Front-end source files:
+ + + + + + +
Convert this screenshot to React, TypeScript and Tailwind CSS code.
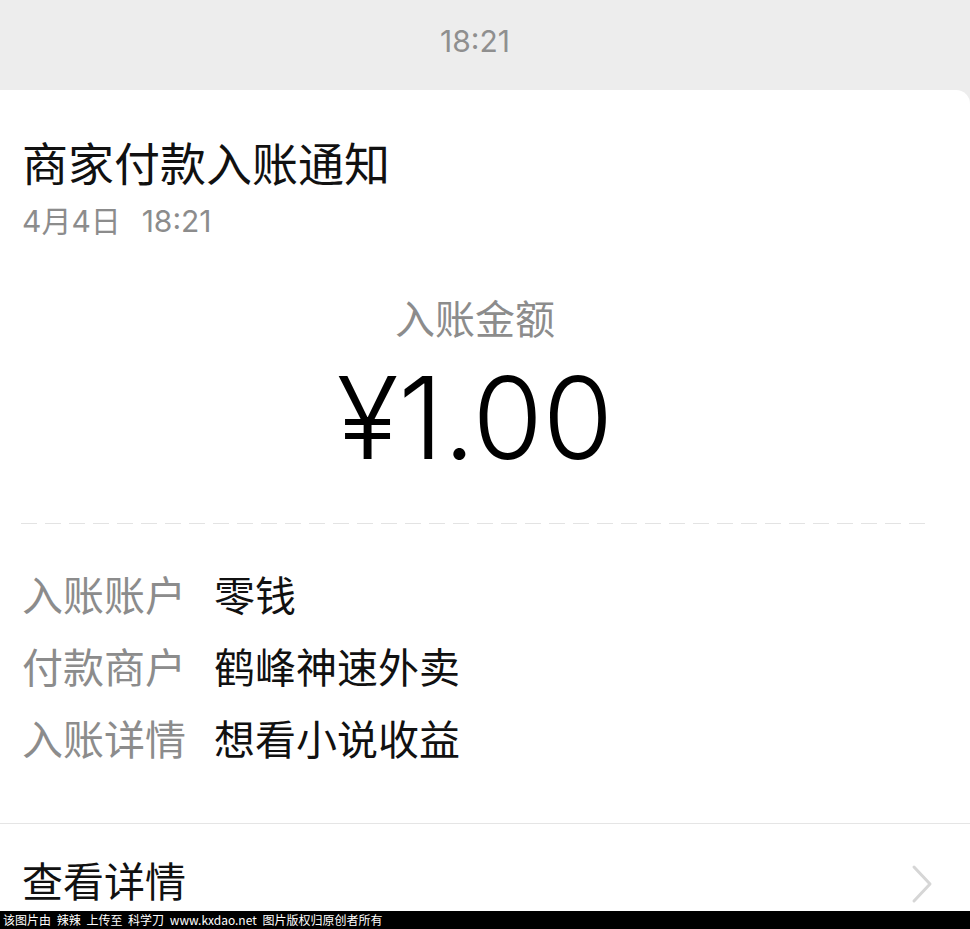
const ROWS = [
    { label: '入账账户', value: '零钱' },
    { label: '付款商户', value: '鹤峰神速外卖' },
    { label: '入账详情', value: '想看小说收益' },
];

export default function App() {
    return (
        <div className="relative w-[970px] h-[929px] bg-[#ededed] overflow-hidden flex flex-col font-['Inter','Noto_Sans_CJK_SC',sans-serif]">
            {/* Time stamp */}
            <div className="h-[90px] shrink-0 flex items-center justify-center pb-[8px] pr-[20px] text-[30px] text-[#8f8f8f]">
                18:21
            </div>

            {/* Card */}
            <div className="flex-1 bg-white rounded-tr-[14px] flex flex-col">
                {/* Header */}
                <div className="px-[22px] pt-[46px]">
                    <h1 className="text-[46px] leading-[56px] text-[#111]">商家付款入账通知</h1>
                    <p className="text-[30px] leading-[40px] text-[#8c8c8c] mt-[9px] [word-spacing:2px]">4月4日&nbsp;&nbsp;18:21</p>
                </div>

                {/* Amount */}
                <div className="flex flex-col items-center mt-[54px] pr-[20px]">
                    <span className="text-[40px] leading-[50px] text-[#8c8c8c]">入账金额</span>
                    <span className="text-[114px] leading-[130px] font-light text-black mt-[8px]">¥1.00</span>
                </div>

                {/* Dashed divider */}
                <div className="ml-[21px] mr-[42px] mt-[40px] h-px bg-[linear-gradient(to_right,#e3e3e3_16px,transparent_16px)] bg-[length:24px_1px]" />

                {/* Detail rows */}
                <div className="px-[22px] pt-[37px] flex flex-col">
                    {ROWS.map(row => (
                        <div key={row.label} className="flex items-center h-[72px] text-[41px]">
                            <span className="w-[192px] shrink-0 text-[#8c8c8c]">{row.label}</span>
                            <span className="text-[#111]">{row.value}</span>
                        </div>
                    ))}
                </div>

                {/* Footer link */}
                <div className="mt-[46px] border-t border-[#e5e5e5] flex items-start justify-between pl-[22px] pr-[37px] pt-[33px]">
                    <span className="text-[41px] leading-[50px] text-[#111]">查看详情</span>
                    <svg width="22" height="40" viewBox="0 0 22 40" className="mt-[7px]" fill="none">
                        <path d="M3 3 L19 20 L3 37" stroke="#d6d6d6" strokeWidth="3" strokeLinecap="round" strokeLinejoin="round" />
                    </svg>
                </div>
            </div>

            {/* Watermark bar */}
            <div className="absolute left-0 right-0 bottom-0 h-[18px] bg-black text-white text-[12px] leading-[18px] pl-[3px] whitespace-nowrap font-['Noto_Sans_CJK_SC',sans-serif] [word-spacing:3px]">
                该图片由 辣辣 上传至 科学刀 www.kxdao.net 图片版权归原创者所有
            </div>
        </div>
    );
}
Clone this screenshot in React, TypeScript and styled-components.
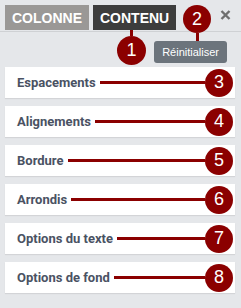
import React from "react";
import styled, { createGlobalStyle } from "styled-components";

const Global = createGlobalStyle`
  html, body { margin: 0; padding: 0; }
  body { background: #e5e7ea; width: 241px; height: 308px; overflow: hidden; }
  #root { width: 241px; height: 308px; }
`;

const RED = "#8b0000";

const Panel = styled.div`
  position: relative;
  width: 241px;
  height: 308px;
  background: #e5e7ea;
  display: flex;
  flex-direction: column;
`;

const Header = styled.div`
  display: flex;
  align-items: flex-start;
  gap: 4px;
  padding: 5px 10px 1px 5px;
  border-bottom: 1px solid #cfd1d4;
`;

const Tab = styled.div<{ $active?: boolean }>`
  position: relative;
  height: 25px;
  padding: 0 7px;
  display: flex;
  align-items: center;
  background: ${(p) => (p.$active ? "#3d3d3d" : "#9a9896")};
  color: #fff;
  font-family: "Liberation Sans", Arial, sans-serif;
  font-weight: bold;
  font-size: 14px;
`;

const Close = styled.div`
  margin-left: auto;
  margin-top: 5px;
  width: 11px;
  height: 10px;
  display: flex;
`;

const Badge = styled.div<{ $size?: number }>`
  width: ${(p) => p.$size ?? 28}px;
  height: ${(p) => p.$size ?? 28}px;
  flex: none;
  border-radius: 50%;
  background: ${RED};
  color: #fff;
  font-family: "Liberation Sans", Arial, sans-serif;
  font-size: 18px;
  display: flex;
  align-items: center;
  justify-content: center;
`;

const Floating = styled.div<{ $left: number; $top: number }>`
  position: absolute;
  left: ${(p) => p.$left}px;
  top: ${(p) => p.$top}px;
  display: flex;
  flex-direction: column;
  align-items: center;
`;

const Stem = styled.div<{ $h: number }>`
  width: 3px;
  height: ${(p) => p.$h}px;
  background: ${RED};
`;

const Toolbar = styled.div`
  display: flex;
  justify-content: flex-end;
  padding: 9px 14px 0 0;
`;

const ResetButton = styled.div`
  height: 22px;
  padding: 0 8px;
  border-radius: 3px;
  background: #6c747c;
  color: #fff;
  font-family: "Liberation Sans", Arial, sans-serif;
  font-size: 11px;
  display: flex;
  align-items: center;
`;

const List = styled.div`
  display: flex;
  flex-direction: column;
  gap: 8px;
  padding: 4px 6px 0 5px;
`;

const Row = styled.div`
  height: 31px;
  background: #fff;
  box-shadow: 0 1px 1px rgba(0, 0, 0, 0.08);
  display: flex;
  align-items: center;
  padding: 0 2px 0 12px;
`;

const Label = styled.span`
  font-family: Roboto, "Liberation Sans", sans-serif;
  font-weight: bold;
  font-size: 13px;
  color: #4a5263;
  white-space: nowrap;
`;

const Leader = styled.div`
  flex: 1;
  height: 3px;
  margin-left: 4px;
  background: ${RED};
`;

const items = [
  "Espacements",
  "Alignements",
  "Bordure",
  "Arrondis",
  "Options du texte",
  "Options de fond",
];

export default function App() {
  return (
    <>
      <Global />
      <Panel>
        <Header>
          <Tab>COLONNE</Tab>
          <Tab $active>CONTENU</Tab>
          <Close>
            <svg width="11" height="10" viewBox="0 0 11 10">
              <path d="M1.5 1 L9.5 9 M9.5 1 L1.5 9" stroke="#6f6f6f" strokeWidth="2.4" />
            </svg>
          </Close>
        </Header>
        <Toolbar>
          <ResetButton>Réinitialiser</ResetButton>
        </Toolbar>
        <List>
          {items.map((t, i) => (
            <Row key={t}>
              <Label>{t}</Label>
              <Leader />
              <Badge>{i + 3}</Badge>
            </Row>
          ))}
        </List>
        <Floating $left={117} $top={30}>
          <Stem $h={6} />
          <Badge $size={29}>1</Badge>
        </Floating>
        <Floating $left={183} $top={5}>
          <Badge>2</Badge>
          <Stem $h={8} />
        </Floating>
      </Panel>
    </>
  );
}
+ + + + + + +
* _Task goal_
Go from the first line of the listing to the line holding "mr-[42px] mt-[40px] h-px" and, please, transcribe those lines exactly, both included, with no pictures.

* _Solution for this task_
Convert this screenshot to React, TypeScript and Tailwind CSS code.
const ROWS = [
    { label: '入账账户', value: '零钱' },
    { label: '付款商户', value: '鹤峰神速外卖' },
    { label: '入账详情', value: '想看小说收益' },
];

export default function App() {
    return (
        <div className="relative w-[970px] h-[929px] bg-[#ededed] overflow-hidden flex flex-col font-['Inter','Noto_Sans_CJK_SC',sans-serif]">
            {/* Time stamp */}
            <div className="h-[90px] shrink-0 flex items-center justify-center pb-[8px] pr-[20px] text-[30px] text-[#8f8f8f]">
                18:21
            </div>

            {/* Card */}
            <div className="flex-1 bg-white rounded-tr-[14px] flex flex-col">
                {/* Header */}
                <div className="px-[22px] pt-[46px]">
                    <h1 className="text-[46px] leading-[56px] text-[#111]">商家付款入账通知</h1>
                    <p className="text-[30px] leading-[40px] text-[#8c8c8c] mt-[9px] [word-spacing:2px]">4月4日&nbsp;&nbsp;18:21</p>
                </div>

                {/* Amount */}
                <div className="flex flex-col items-center mt-[54px] pr-[20px]">
                    <span className="text-[40px] leading-[50px] text-[#8c8c8c]">入账金额</span>
                    <span className="text-[114px] leading-[130px] font-light text-black mt-[8px]">¥1.00</span>
                </div>

                {/* Dashed divider */}
                <div className="ml-[21px] mr-[42px] mt-[40px] h-px bg-[linear-gradient(to_right,#e3e3e3_16px,transparent_16px)] bg-[length:24px_1px]" />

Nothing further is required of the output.